The nuclear tests have long since ended, but the Mojave has also been diminished by sprawl, along with garbage dumping, mining, and renewable energy development projects that occupy several square miles each. Now it again faces another potential threat: The Cadiz Valley Water Conservation, Recovery and Storage Project, which would extract 50,000 acre feet of water a year  from an ancient underground aquifer and send it to the Colorado River Aqueduct. An acre foot is the amount of water needed to cover an acre to a depth of one foot. U.S. Geological Survey scientists in 2000 determined that the project, which has been designed to serve the needs of 400,000 people in Southern California, would pull out more groundwater every year than natural forces could replenish in 10 years.

But an environmental impact report, conducted by the Los Angeles-based engineering firm CH2M Hill on behalf of the developer, claimed the pumping would have little impact on groundwater supplies. Friedman’s proposed legislation, Assembly Bill 1000, would require that the discrepancy between the two reports be settled before the Cadiz project can move ahead.

Friedman says she did not set out to “target Cadiz” but “to recognize that this was a fragile area with a large aquifer under it.” The newly designated (and now threatened) Mojave Trails National Monument sits atop the aquifer Cadiz would draw from, and new research is being conducted to establish whether the monument’s protected seeps and springs depend on the water below. “We want to make sure that any water project in this area doesn’t hurt the ecosystem around it,” Friedman says. That goes for any water project near national parks, monuments and wilderness areas in the desert, she says. “It’s not a ‘stop-Cadiz-from-doing-anything’ bill. It’s just to make sure we have safeguards.”

Desert environmentalists have embraced Friedman’s bill, saying it provides necessary protection to an undervalued ecosystem that’s always under threat. “It establishes a process where the state can take a fresh look at the science and determine whether it’s accurate or not,” says David Lamfrom, director of the California Desert program for the National Parks Conservation Association.

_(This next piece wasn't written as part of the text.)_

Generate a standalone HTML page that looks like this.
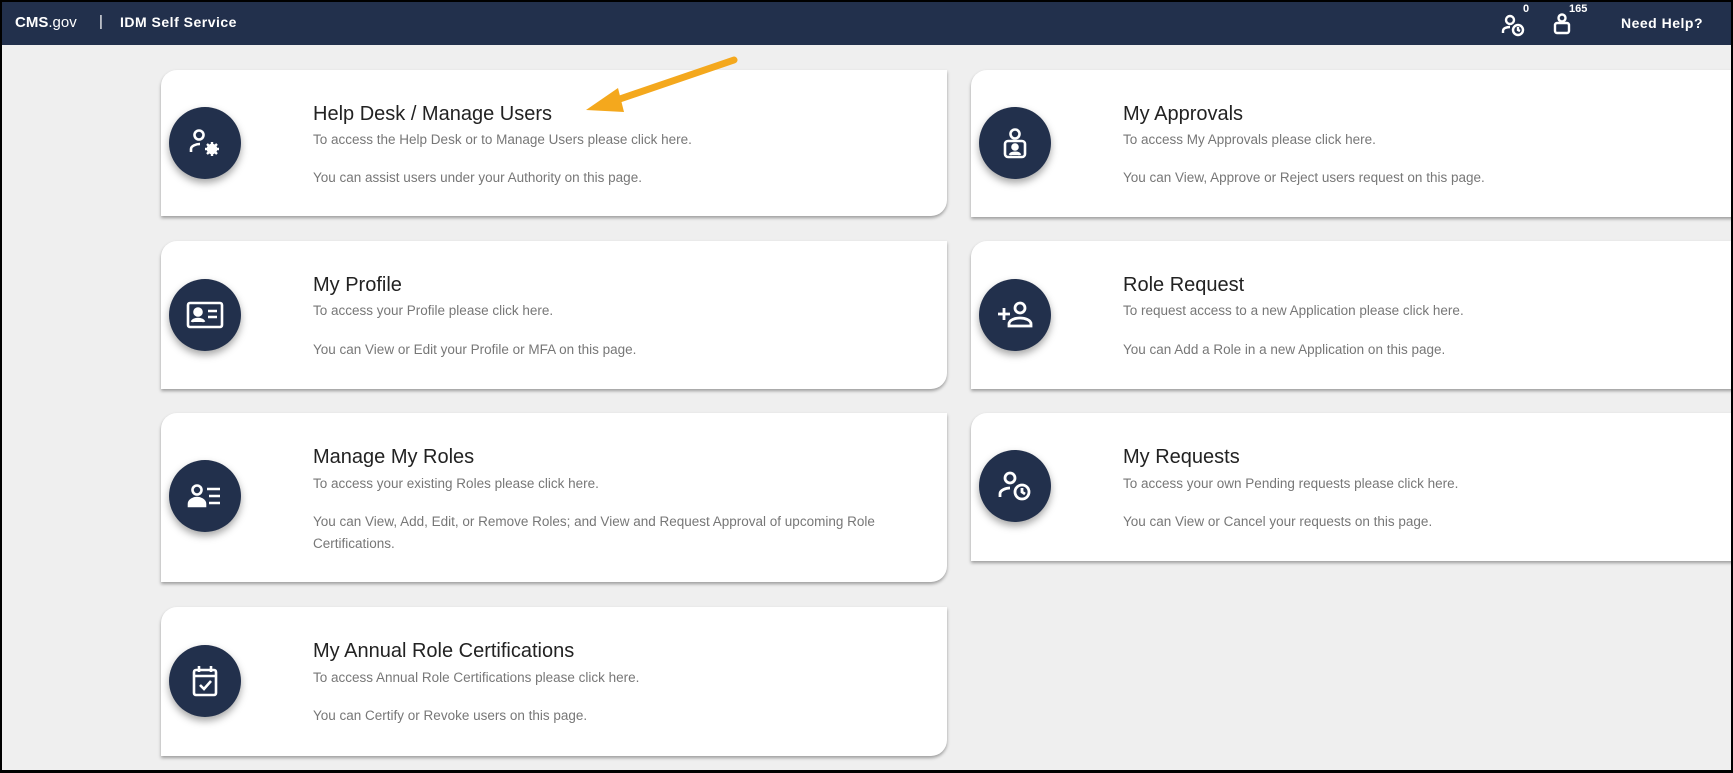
<!DOCTYPE html>
<html><head><meta charset="utf-8"><style>
*{margin:0;padding:0;box-sizing:border-box}
html,body{width:1733px;height:773px;overflow:hidden}
body{background:#000;font-family:"Liberation Sans",sans-serif;position:relative}
#wrap{position:absolute;left:2px;top:2px;width:1729px;height:768px;background:#efefef;overflow:hidden}
#hdr{position:absolute;left:0;top:0;width:100%;height:43px;background:#22304c;color:#fff}
.card{position:absolute;background:#fff;border-radius:16px 0 16px 0;box-shadow:0 2px 3px rgba(0,0,0,.35)}
.circ{position:absolute;width:72px;height:72px;border-radius:50%;background:#22304c;box-shadow:0 4px 8px rgba(0,0,0,.35);display:flex;align-items:center;justify-content:center}
.t{position:absolute;font-size:20px;color:#222}
.s{position:absolute;font-size:13.5px;color:#777;line-height:22px}
</style></head><body><div id="wrap">
<div id="hdr">
<div style="position:absolute;left:13px;top:12px;font-size:15px"><b>CMS</b>.gov</div>
<div style="position:absolute;left:97px;top:11px;font-size:15px">|</div>
<div style="position:absolute;left:118px;top:12px;font-size:14px;font-weight:bold;letter-spacing:.5px">IDM Self Service</div>
<svg style="position:absolute;left:1498px;top:10px" width="28" height="26" viewBox="0 0 28 26" fill="none" stroke="#fff" stroke-width="2.4"><circle cx="10" cy="8" r="4"/><path d="M3 21v-2c0-3 4-4 7-4"/><circle cx="18" cy="18" r="5"/><path d="M18 15v3l2 1"/></svg>
<div style="position:absolute;left:1521px;top:1px;font-size:11px;font-weight:bold">0</div>
<svg style="position:absolute;left:1550px;top:10px" width="20" height="24" viewBox="0 0 20 24" fill="none" stroke="#fff" stroke-width="2.4"><circle cx="10" cy="6" r="3.5"/><rect x="3" y="11" width="14" height="10" rx="2"/></svg>
<div style="position:absolute;left:1567px;top:1px;font-size:11px;font-weight:bold">165</div>
<div style="position:absolute;left:1619px;top:13px;font-size:14px;font-weight:bold;letter-spacing:.5px">Need Help?</div>
</div>

<!-- left column -->
<div class="card" style="left:159px;top:68px;width:786px;height:146px"></div>
<div class="circ" style="left:167px;top:105px"><svg width="34" height="30" viewBox="0 0 34 30" fill="none" stroke="#fff" stroke-width="2.6"><circle cx="11" cy="7" r="4.5"/><path d="M3 24v-3c0-3 5-5 9-5"/><circle cx="24" cy="21" r="4" fill="#fff"/><path d="M24 14v14M17 21h14M19 16l10 10M29 16l-10 10" stroke-width="2.4"/></svg></div>
<div class="t" style="left:311px;top:101px">Help Desk / Manage Users</div>
<div class="s" style="left:311px;top:127px">To access the Help Desk or to Manage Users please click here.</div>
<div class="s" style="left:311px;top:165px">You can assist users under your Authority on this page.</div>

<div class="card" style="left:159px;top:239px;width:786px;height:148px"></div>
<div class="circ" style="left:167px;top:277px"><svg width="40" height="32" viewBox="0 0 40 32" fill="none" stroke="#fff" stroke-width="2.6"><rect x="3" y="4" width="34" height="24" rx="2"/><circle cx="13" cy="13" r="3.5" fill="#fff"/><path d="M7 23c1-4 11-4 12 0" fill="#fff"/><path d="M23 12h9M23 18h9"/></svg></div>
<div class="t" style="left:311px;top:272px">My Profile</div>
<div class="s" style="left:311px;top:298px">To access your Profile please click here.</div>
<div class="s" style="left:311px;top:337px">You can View or Edit your Profile or MFA on this page.</div>

<div class="card" style="left:159px;top:411px;width:786px;height:169px"></div>
<div class="circ" style="left:167px;top:458px"><svg width="36" height="30" viewBox="0 0 36 30" fill="none" stroke="#fff" stroke-width="2.6"><circle cx="10" cy="9" r="4.5"/><path d="M2 25v-2c0-4 5-6 8-6s8 2 8 6v2z" fill="#fff"/><path d="M20 8h13M22 15h11M22 22h11"/></svg></div>
<div class="t" style="left:311px;top:444px">Manage My Roles</div>
<div class="s" style="left:311px;top:471px">To access your existing Roles please click here.</div>
<div class="s" style="left:311px;top:509px;width:620px">You can View, Add, Edit, or Remove Roles; and View and Request Approval of upcoming Role Certifications.</div>

<div class="card" style="left:159px;top:605px;width:786px;height:149px"></div>
<div class="circ" style="left:167px;top:643px"><svg width="30" height="34" viewBox="0 0 30 34" fill="none" stroke="#fff" stroke-width="2.6"><rect x="4" y="6" width="22" height="25" rx="2"/><path d="M4 12h22M9 2v6M21 2v6M10 21l4 4 7-8"/></svg></div>
<div class="t" style="left:311px;top:638px">My Annual Role Certifications</div>
<div class="s" style="left:311px;top:665px">To access Annual Role Certifications please click here.</div>
<div class="s" style="left:311px;top:703px">You can Certify or Revoke users on this page.</div>

<!-- right column -->
<div class="card" style="left:969px;top:68px;width:790px;height:147px"></div>
<div class="circ" style="left:977px;top:105px"><svg width="26" height="32" viewBox="0 0 26 32" fill="none" stroke="#fff" stroke-width="2.6"><circle cx="13" cy="7" r="4.5"/><rect x="3" y="14" width="20" height="16" rx="3"/><circle cx="13" cy="20" r="2.5" fill="#fff"/><path d="M8 28c1-3 9-3 10 0" fill="#fff"/></svg></div>
<div class="t" style="left:1121px;top:101px">My Approvals</div>
<div class="s" style="left:1121px;top:127px">To access My Approvals please click here.</div>
<div class="s" style="left:1121px;top:165px">You can View, Approve or Reject users request on this page.</div>

<div class="card" style="left:969px;top:239px;width:790px;height:148px"></div>
<div class="circ" style="left:977px;top:277px"><svg width="38" height="30" viewBox="0 0 38 30" fill="none" stroke="#fff" stroke-width="2.8"><circle cx="24" cy="8" r="5"/><path d="M13 26v-2c0-4 6-6 11-6s11 2 11 6v2z"/><path d="M8 8v12M2 14h12"/></svg></div>
<div class="t" style="left:1121px;top:272px">Role Request</div>
<div class="s" style="left:1121px;top:298px">To request access to a new Application please click here.</div>
<div class="s" style="left:1121px;top:337px">You can Add a Role in a new Application on this page.</div>

<div class="card" style="left:969px;top:411px;width:790px;height:148px"></div>
<div class="circ" style="left:977px;top:448px"><svg width="38" height="32" viewBox="0 0 38 32" fill="none" stroke="#fff" stroke-width="2.8"><circle cx="14" cy="8" r="5"/><path d="M4 27v-3c0-4 6-6 10-6"/><circle cx="26" cy="22" r="7"/><path d="M26 18v4l3 2"/></svg></div>
<div class="t" style="left:1121px;top:444px">My Requests</div>
<div class="s" style="left:1121px;top:471px">To access your own Pending requests please click here.</div>
<div class="s" style="left:1121px;top:509px">You can View or Cancel your requests on this page.</div>

<svg style="position:absolute;left:0;top:0" width="1729" height="768"><path d="M732 58 L612 99" stroke="#f4a81d" stroke-width="7" stroke-linecap="round"/><polygon points="584,108 616,86 622,110" fill="#f4a81d"/></svg>
</div></body></html>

That science is especially important, he says, now that Cadiz has resurfaced with new support from the Trump administration. In March, the Bureau of Land Management reversed two key 2015 rulings that would have stopped Cadiz from routing its pipeline to the Colorado River Aqueduct over public land. And on July 24th David Bernhardt, a former lobbyist affiliated with the same law firm where Cadiz CEO Scott Slater serves on the executive committee, was confirmed as Deputy Interior Secretary. That firm, Brownstein Hyatt Farber Schreck, currently owns 200,000 shares of stock in Cadiz, and stands to earn 200,000 more once buyers have signed on and construction begins.

The Cadiz project has also been named to the administration’s list of 50 national security infrastructure priorities, where it occupies spot 15. “Which is insane,” Friedman says. “There’s nobody at all in California thinking about the Cadiz water project as any kind of priority when we’ve got major bridges that need work, when we have a train system that’s substandard compared with the rest of the world, when we have airport terminals that are 50, 60 years old. That Cadiz would make it to that list shows you how screwed up our federal priorities are right now.”

AB 1000 is expected to face a floor vote sometime after the August recess. “It’s going to be a rough road,” Lamfrom admits, not least because Slater and his allies have an established track record of successfully wooing politicians. “But we have the advantage of this being a Trump project,” he says. “The legislature has the opportunity to use this as a demonstration of how to fight back.”